Yetkin Dikinciler Tiyatro… Tiyatro… Dergisi’nin Ocak 2012 sayısına verdiği röportajda: “AKM kapansın, Taksim Sahnesi seçim bürosu oluversin canım! Birilerinin tercihini gösterir bu. Bu benim tercihim değil ama ben o gadre ağlamak yerine yeni olanın peşine düşerim, kendime nerede oynayacağımın derdine düşerim.” diyor ve röportaja şöyle devam ediyor: “Bizi soktular Cevahir Alışveriş Merkezi’nin içine, sinema gürültüleri içinde oynuyoruz ama oynuyoruz!”

Ölümü gösterip sıtmaya razı etmek bu olsa gerek!

Derginin aynı sayısında, Pınar Besen, “Sırf Unutma Diye… Şems!
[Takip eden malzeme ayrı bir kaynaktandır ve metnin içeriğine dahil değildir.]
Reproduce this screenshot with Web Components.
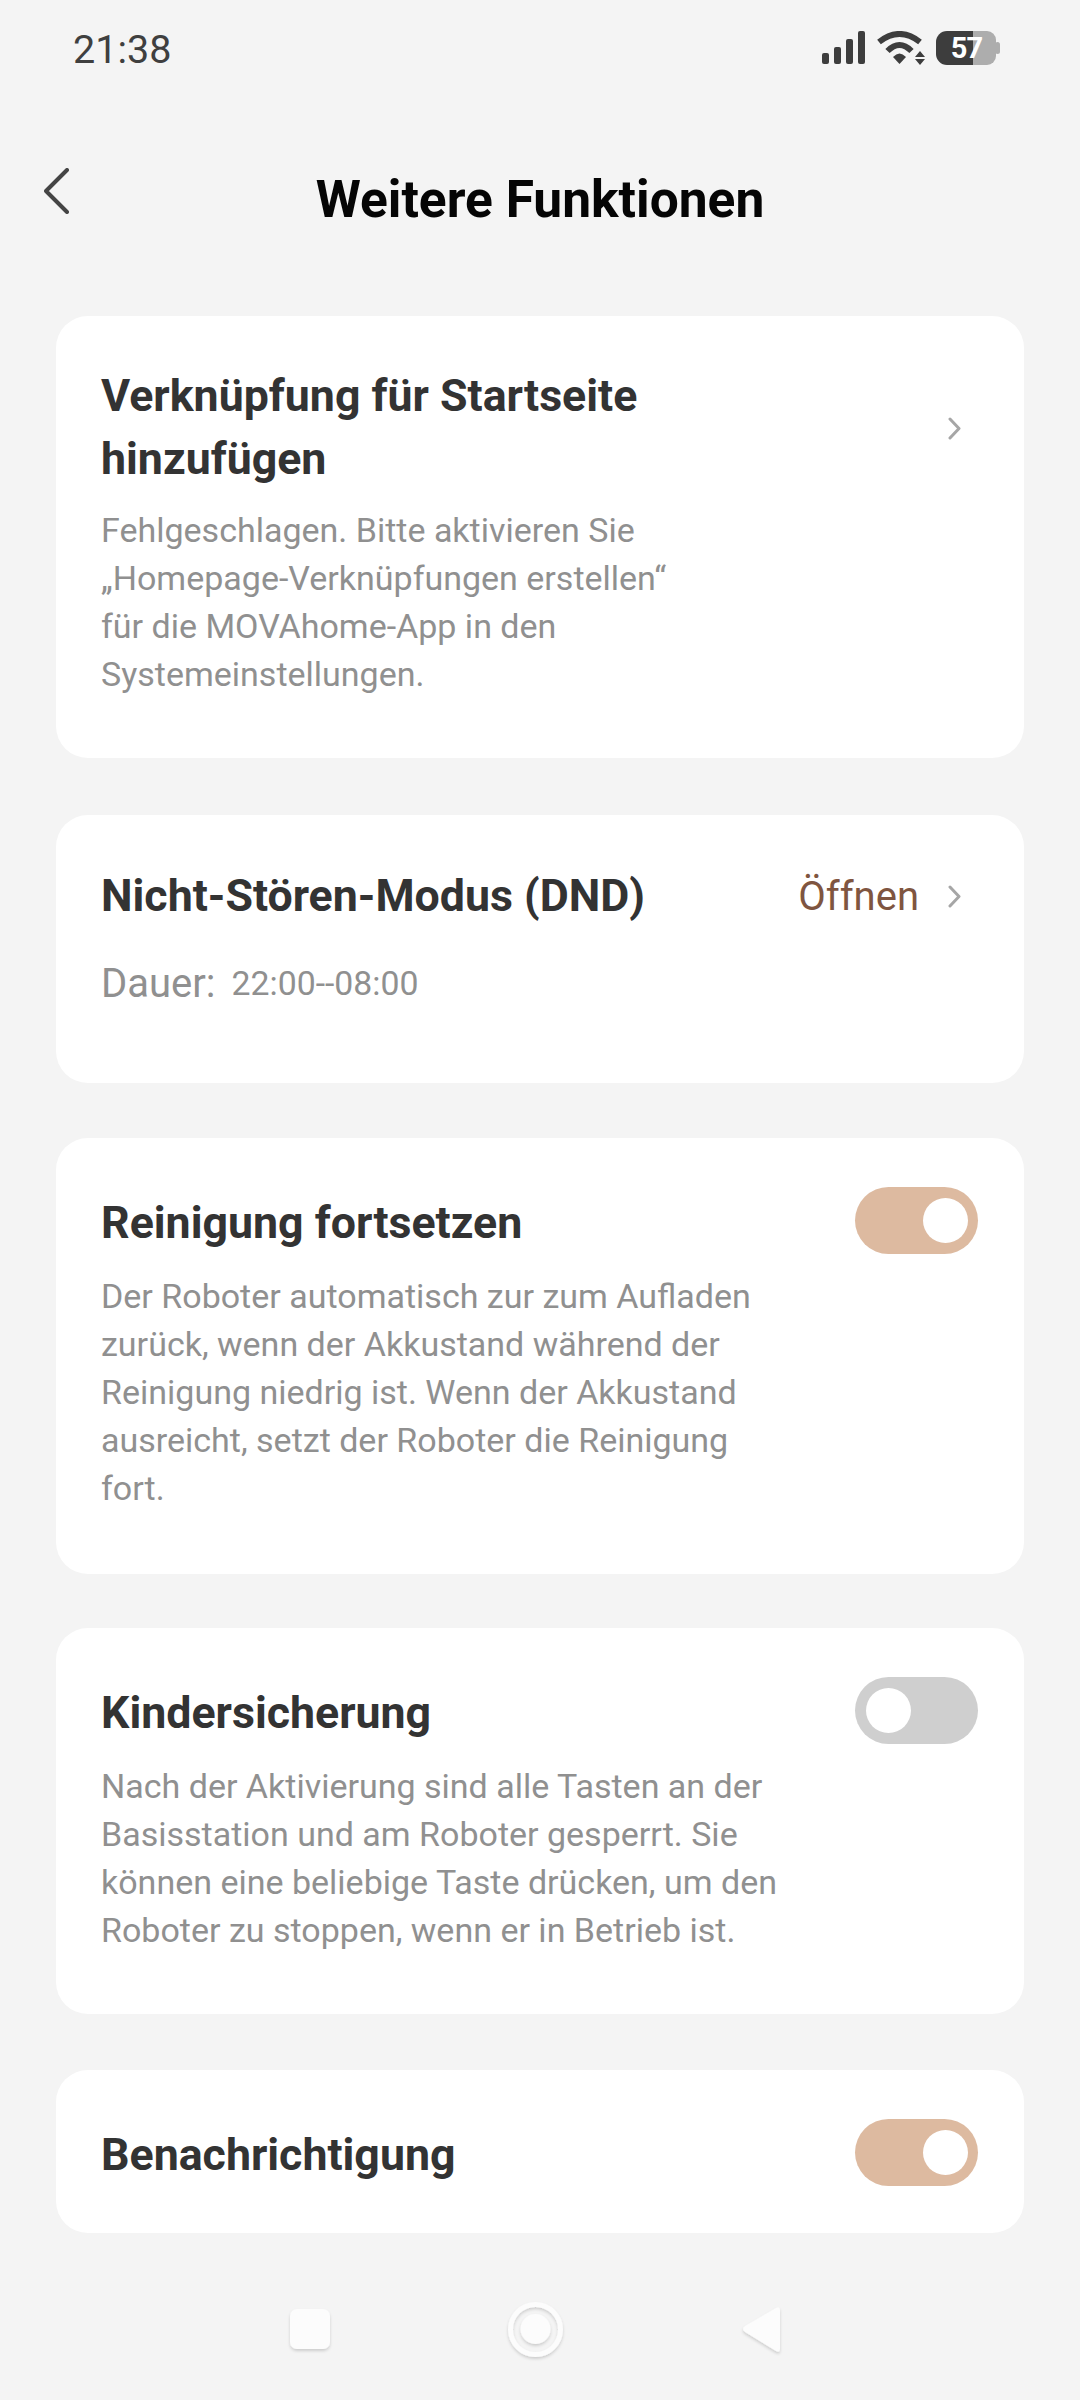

Unutma!” adlı yazısında Yetkin Dikinciler’in de oyuncu olarak görev aldığı Cef Tiyatro’nun en büyük sorununun, diğer bütün ödeneksiz tiyatrolarımızın da karşı karşıya kaldığı bir durum olan, ‘tiyatro sahnesi bulamamaları’ olduğunu belirtiyor.

Eklemek gerekir ki prova yapmak ve oyun sahnelemek için sahne bulamamak ödenekli tiyatroların da en büyük sorunu!

Durumun bu şekilde olmasının en büyük sebebi de yine Devlet ve Şehir Tiyatroları’nın, olan biten her şeye sessiz kalan, çalışanlarıdır!

Bu duruma hiç sessiz kalamamış, sesi gür, bir kişi varsa o da Üstün Akmen'dir. Aynı sayılı Tiyatro… Tiyatro… Dergisi’nin “Üstün Akmen, AKM’yi İşgal Etmeye Kararlı…” başlıklı haberine göre TEB Oyun Dergisi’nin on birinci sayısının başyazısında Akmen: "Artık tiyatro, opera, bale rejisörlerini, balerinleri, baletleri, sahne teknisyenlerini, müzisyenleri, operacıları, ışıkçıları, koreografları, kostümcüleri, tiyatrocuları, dramaturgları, ve tüm aydınları, Nazım’ın deyimiyle ‘kurşun eritmeye’ çağırmanın zamanı geldi de bence geçiyor." diyerek yazısına şöyle devam ediyor: "AKM’nin onarımı yıl sonuna kadar yapılmadığı takdirde, yeni yılın ilk ayı içinde tiyatro, opera, bale rejisörleri, balerinler, baletler, sahne teknisyenleri, müzisyenler, operacılar, ışıkçılar, koreograflar, kostümcüler, tiyatrocular, dramaturglar ve tüm aydınlarla birlikte camını-kapısını kırarak AKM’ye bizzat gireceğimi ve bana katılacaklarla birlikte amacımıza ulaşıncaya kadar AKM’yi işgal edeceğimizi buradan alenen duyuruyorum."

Sayın Akmen'in bu büyük cesaretine katılıyorum ve ben de işgale fiziken destek vereceğimi gönül rahatlığıyla ilan ediyorum!